Il 25 novembre, giornata internazionale per l'eliminazione della violenza contro le donne e ancora una volta dobbiamo denunciare la violenza di genere: quella politica ed economica, legata ai conflitti armati, alle guerre del capitalismo globale; quella domestica, esercitata nell’ambito delle relazioni familiari e affettive, che in tutti i paesi è la prima causa di morte per le donne.
Nel 2012, in Italia, la violenza maschile sulle donne ha provocato più di un centinaio di vittime. E’ dunque ancora radicata, nel nostro paese, una mentalità patriarcale che autorizza gli uomini ad usare la forza per uccidere, le parole per ferire, la sessualità per offendere.

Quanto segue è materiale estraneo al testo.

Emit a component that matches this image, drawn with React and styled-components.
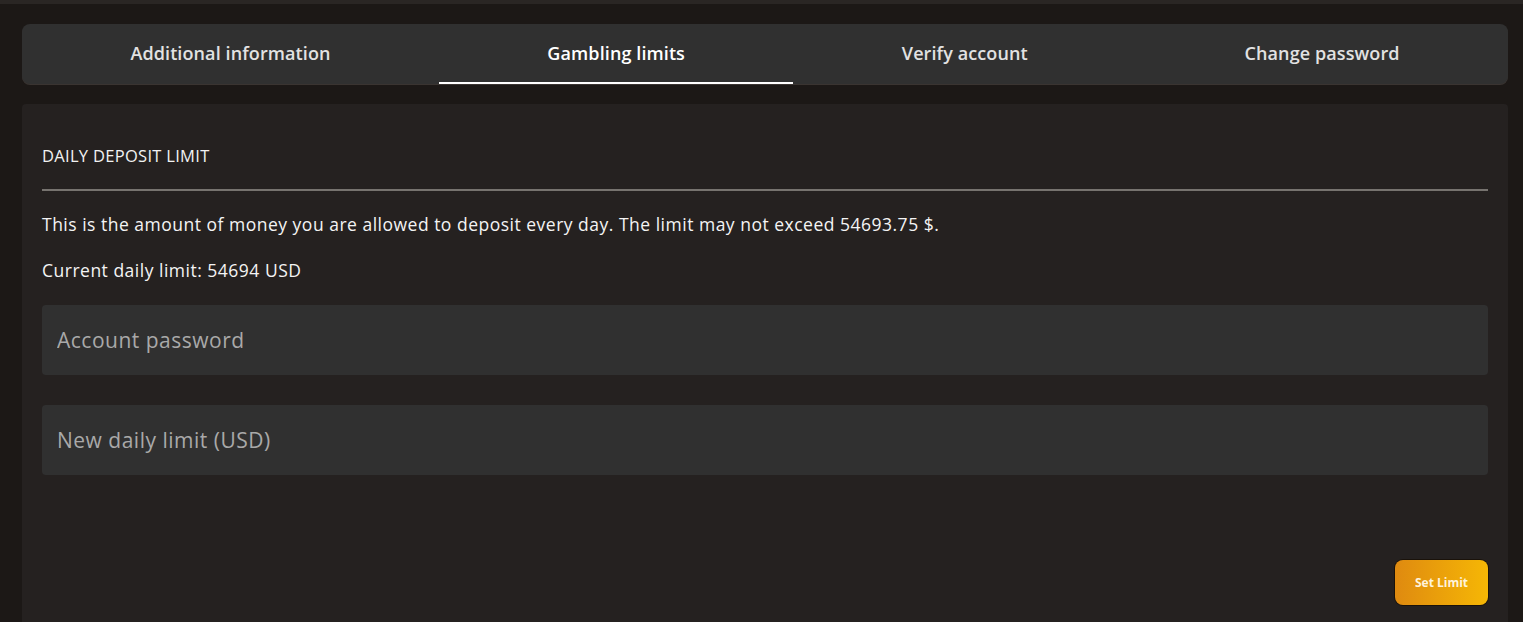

Dentro la crisi economica che estende la povertà e la precarietà sociale, le politiche di taglio della spesa pubblica e del welfare hanno tolto risorse alle case rifugio per le donne maltrattate, ai centri antiviolenza, che si sono trovati nell’impossibilità di garantire, nei diversi territori, il mantenimento di un servizio importante che stavano svolgendo.
Ma il contrasto alla violenza sulle donne non può essere demandato ai soli servizi sociali. Il problema non è quello di fornire tutele a un genere femminile pensato come debole. Va indagato invece l’universo maschile, generatore di tanta ferocia.
Sono uomini quelli che stuprano, picchiano, umiliano, uccidono. Non solo nella sessualità, ma anche nel rapporto di coppia, nel corteggiamento, nella gestione delle separazioni la violenza emerge quando la donna non corrisponde più, in forma complementare e speculare, al desiderio maschile inteso come unico motore della relazione.
In questo scenario, ad essere assente è la parola pubblica degli uomini. Il loro silenzio è tombale. Viene rotto solo da alcuni gruppi minoritari di maschi che in Italia hanno iniziato a sviluppare una riflessione sulla propria sessualità, sulla mascolinità e sugli stereotipi che l’accompagnano, sui rapporti con l’altro sesso.